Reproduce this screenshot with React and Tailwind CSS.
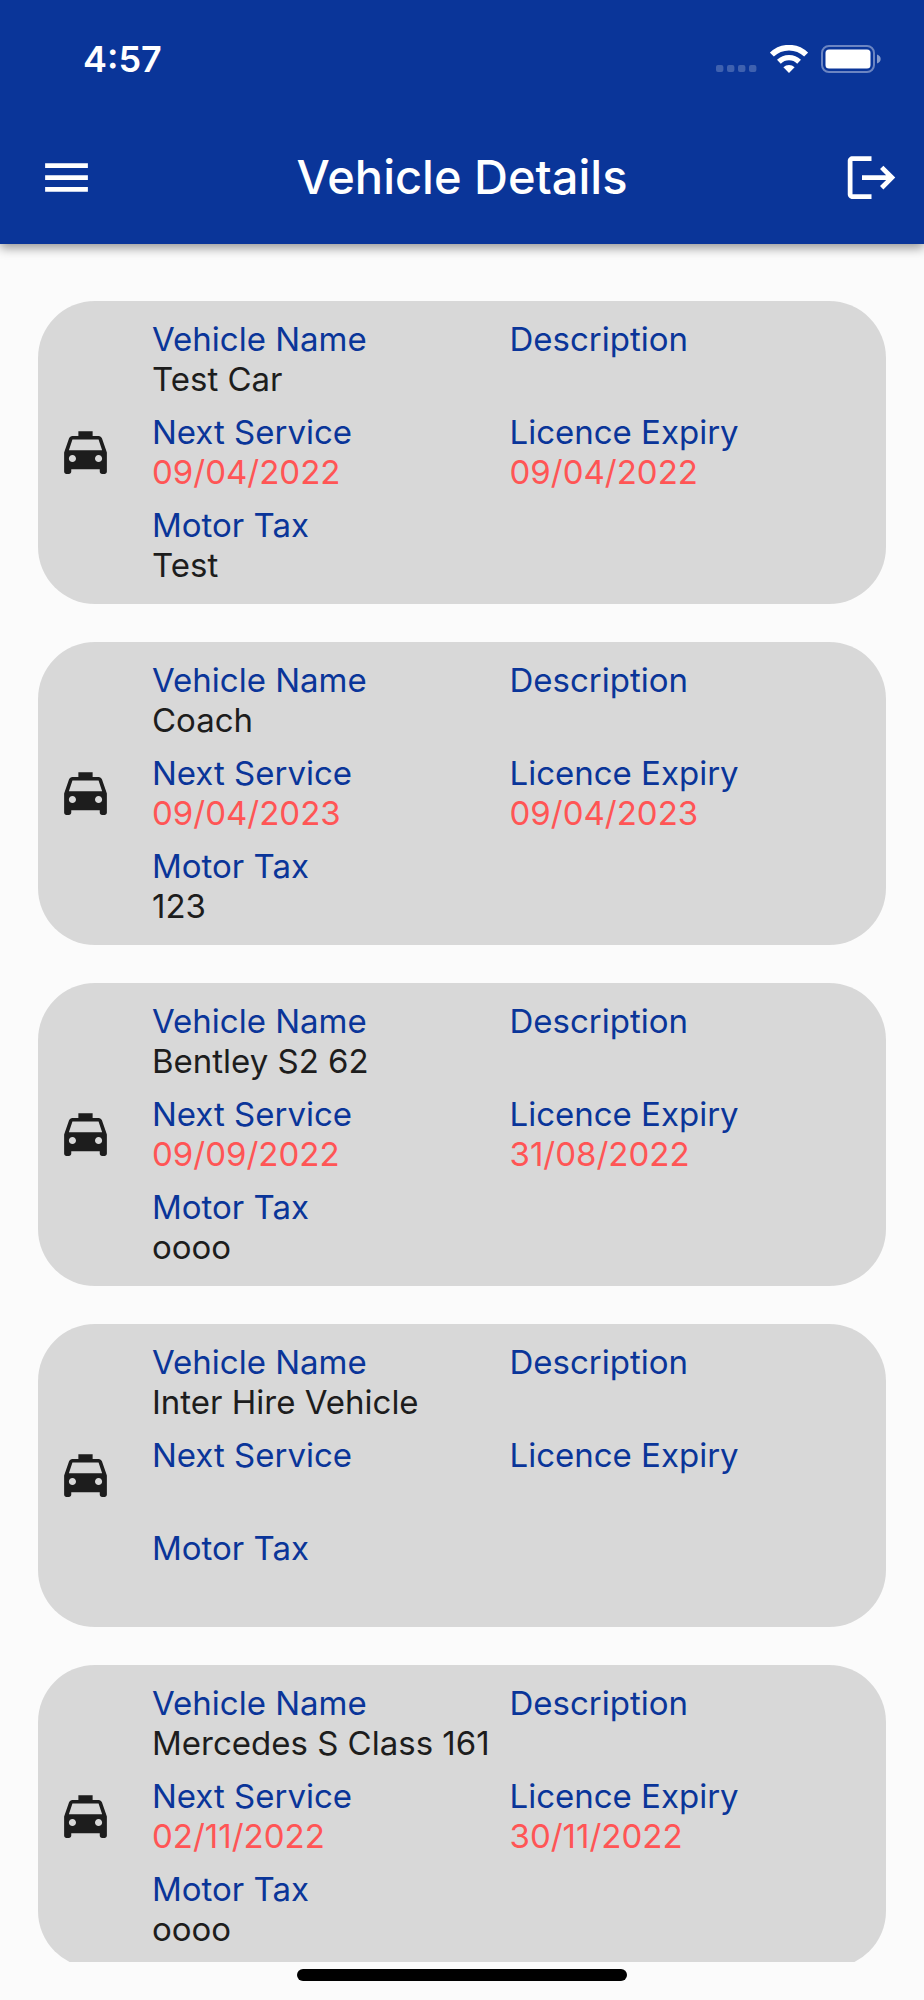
import { MdLocalTaxi, MdLogout, MdMenu } from 'react-icons/md'

const vehicles = [
  { name: 'Test Car', description: '', nextService: '09/04/2022', licenceExpiry: '09/04/2022', motorTax: 'Test' },
  { name: 'Coach', description: '', nextService: '09/04/2023', licenceExpiry: '09/04/2023', motorTax: '123' },
  { name: 'Bentley S2 62', description: '', nextService: '09/09/2022', licenceExpiry: '31/08/2022', motorTax: 'oooo' },
  { name: 'Inter Hire Vehicle', description: '', nextService: '', licenceExpiry: '', motorTax: '' },
  { name: 'Mercedes S Class 161', description: '', nextService: '02/11/2022', licenceExpiry: '30/11/2022', motorTax: 'oooo' },
]

const StatusBar = () => (
  <div className="flex items-center justify-between h-[118px] pl-[83px] pr-[43px]">
    <span className="text-[36px] leading-10 font-semibold">4:57</span>
    <div className="flex items-center gap-[13px]">
      <svg width="41" height="28" viewBox="0 0 41 28" fill="#fff" fillOpacity="0.22" aria-hidden="true">
        <rect x="0" y="20" width="7.4" height="7" rx="2" />
        <rect x="11" y="20" width="7.4" height="7" rx="2" />
        <rect x="22" y="20" width="7.4" height="7" rx="2" />
        <rect x="33" y="20" width="7.4" height="7" rx="2" />
      </svg>
      <svg width="38" height="29" viewBox="0 0 38 29" fill="none" stroke="#fff" aria-hidden="true">
        <path d="M1.9 9.6a24.5 24.5 0 0 1 34.2 0" strokeWidth="5.6" />
        <path d="M8.9 16.7a14.5 14.5 0 0 1 20.2 0" strokeWidth="5.4" />
        <path d="M13.4 22.2a8.2 8.2 0 0 1 11.2 0L19 28.1z" fill="#fff" stroke="none" />
      </svg>
      <svg width="60" height="28" viewBox="0 0 60 28" fill="none" aria-hidden="true">
        <rect x="1" y="1" width="52" height="26" rx="7" stroke="#fff" strokeOpacity="0.4" strokeWidth="2" />
        <rect x="4.5" y="4.5" width="45" height="19" rx="3.5" fill="#fff" />
        <path d="M56 9.5c2.2.8 3.7 2.5 3.7 4.5s-1.5 3.7-3.7 4.5z" fill="#fff" fillOpacity="0.5" />
      </svg>
    </div>
  </div>
)

const Field = ({ label, value, valueClass = 'text-[#1d1d1d]' }) => (
  <div>
    <dt className="text-[#0a3599]">{label}</dt>
    <dd className={`min-h-10 whitespace-nowrap ${valueClass}`}>{value}</dd>
  </div>
)

const VehicleCard = ({ vehicle }) => (
  <li className="flex items-center gap-[38px] shrink-0 rounded-[57px] bg-[#d8d8d8] px-[19px] pt-[18px] pb-[19px]">
    <MdLocalTaxi size={57} className="shrink-0 text-[#1d1d1d]" />
    <dl className="grid flex-1 grid-cols-2 gap-y-[13px] text-[33px] leading-10">
      <Field label="Vehicle Name" value={vehicle.name} />
      <Field label="Description" value={vehicle.description} />
      <Field label="Next Service" value={vehicle.nextService} valueClass="text-[#ff5555]" />
      <Field label="Licence Expiry" value={vehicle.licenceExpiry} valueClass="text-[#ff5555]" />
      <Field label="Motor Tax" value={vehicle.motorTax} />
    </dl>
  </li>
)

const App = () => {
  return (
    <div className="flex flex-col h-screen bg-[#fbfbfb] font-['Inter',sans-serif]">
      <header className="relative shrink-0 bg-[#0a3599] text-white shadow-[0_4px_10px_rgba(0,0,0,0.4)]">
        <StatusBar />
        <div className="grid grid-cols-[1fr_auto_1fr] items-center h-[126px] pb-2">
          <button type="button" aria-label="Open menu" className="justify-self-start pl-[38px]">
            <MdMenu size={57} />
          </button>
          <h1 className="text-[47px] leading-[56px] font-medium">Vehicle Details</h1>
          <button type="button" aria-label="Log out" className="justify-self-end pr-6">
            <MdLogout size={57} />
          </button>
        </div>
      </header>
      <main className="flex-1 min-h-0 overflow-y-auto [scrollbar-width:none]">
        <ul className="flex flex-col gap-[38px] px-[38px] pt-[57px] pb-[38px]">
          {vehicles.map((vehicle) => (
            <VehicleCard key={vehicle.name} vehicle={vehicle} />
          ))}
        </ul>
      </main>
      <footer className="flex justify-center shrink-0 h-[38px] pt-[7px]">
        <div className="w-[330px] h-3 rounded-full bg-black" />
      </footer>
    </div>
  )
}

export default App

**Stated task**
Write out, word for word, the lines from the start of the data through the one holding "MdLocalTaxi, MdLogout, MdMenu". Omit pictures.

**Correct response**
Reproduce this screenshot with React and Tailwind CSS.
import { MdLocalTaxi, MdLogout, MdMenu } from 'react-icons/md'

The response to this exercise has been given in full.